THE TASK » Transcribe all of the material below word for word and leave out its pictures.

PROVIDED DATA »
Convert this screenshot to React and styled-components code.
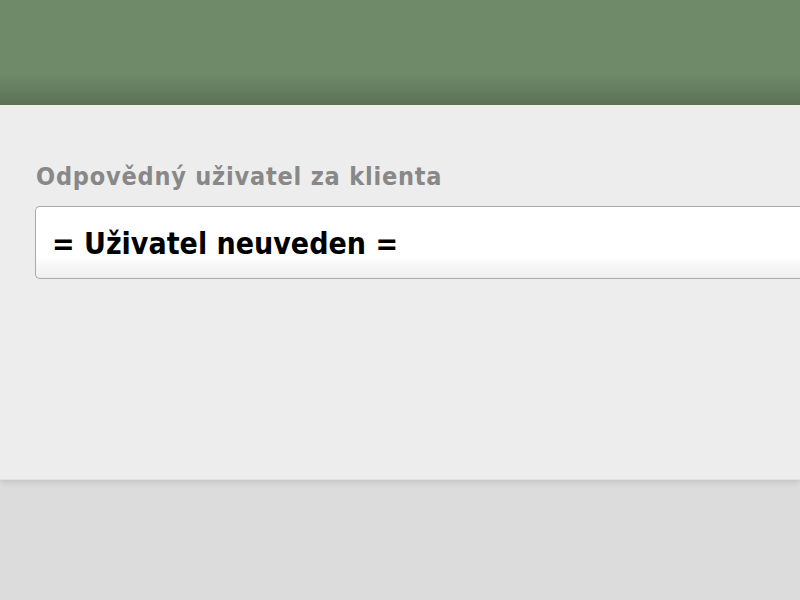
import styled, { createGlobalStyle } from "styled-components";

const Global = createGlobalStyle`
    html, body {
        margin: 0;
        padding: 0;
        background: #dcdcdc;
        overflow: hidden;
    }
    body {
        width: 800px;
        height: 600px;
        font-family: "DejaVu Sans Condensed", "DejaVu Sans", sans-serif;
    }
`

const Header = styled.div`
    height: 105px;
    background: linear-gradient(to bottom, #6e8a69 0%, #6e8a69 70%, #5c7157 100%);
`

const Panel = styled.div`
    height: 374px;
    background: #ededed;
    padding: 58px 0 0 35px;
    box-sizing: border-box;
    box-shadow: 0 1px 0 #e2e2e2, 0 3px 6px rgba(0,0,0,0.12);
    position: relative;
`

const Label = styled.div`
    font-size: 25px;
    font-weight: bold;
    letter-spacing: 0.8px;
    color: #888888;
    line-height: 28px;
    margin-left: 1px;
`

const Select = styled.div`
    margin-top: 15px;
    width: 800px;
    height: 73px;
    box-sizing: border-box;
    border: 1px solid #aaaaaa;
    border-right: none;
    border-radius: 5px 0 0 5px;
    background: linear-gradient(to bottom, #ffffff 0%, #ffffff 70%, #eeeeee 100%);
    display: flex;
    align-items: center;
    padding: 2px 0 0 16px;
    font-size: 30px;
    font-weight: bold;
    color: #000;
`

export default function App(){
    return <>
        <Global/>
        <Header/>
        <Panel>
            <Label>Odpovědný uživatel za klienta</Label>
            <Select>= Uživatel neuveden =</Select>
        </Panel>
    </>
}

OUTPUT FOR THIS EXERCISE »
Convert this screenshot to React and styled-components code.
import styled, { createGlobalStyle } from "styled-components";

const Global = createGlobalStyle`
    html, body {
        margin: 0;
        padding: 0;
        background: #dcdcdc;
        overflow: hidden;
    }
    body {
        width: 800px;
        height: 600px;
        font-family: "DejaVu Sans Condensed", "DejaVu Sans", sans-serif;
    }
`

const Header = styled.div`
    height: 105px;
    background: linear-gradient(to bottom, #6e8a69 0%, #6e8a69 70%, #5c7157 100%);
`

const Panel = styled.div`
    height: 374px;
    background: #ededed;
    padding: 58px 0 0 35px;
    box-sizing: border-box;
    box-shadow: 0 1px 0 #e2e2e2, 0 3px 6px rgba(0,0,0,0.12);
    position: relative;
`

const Label = styled.div`
    font-size: 25px;
    font-weight: bold;
    letter-spacing: 0.8px;
    color: #888888;
    line-height: 28px;
    margin-left: 1px;
`

const Select = styled.div`
    margin-top: 15px;
    width: 800px;
    height: 73px;
    box-sizing: border-box;
    border: 1px solid #aaaaaa;
    border-right: none;
    border-radius: 5px 0 0 5px;
    background: linear-gradient(to bottom, #ffffff 0%, #ffffff 70%, #eeeeee 100%);
    display: flex;
    align-items: center;
    padding: 2px 0 0 16px;
    font-size: 30px;
    font-weight: bold;
    color: #000;
`

export default function App(){
    return <>
        <Global/>
        <Header/>
        <Panel>
            <Label>Odpovědný uživatel za klienta</Label>
            <Select>= Uživatel neuveden =</Select>
        </Panel>
    </>
}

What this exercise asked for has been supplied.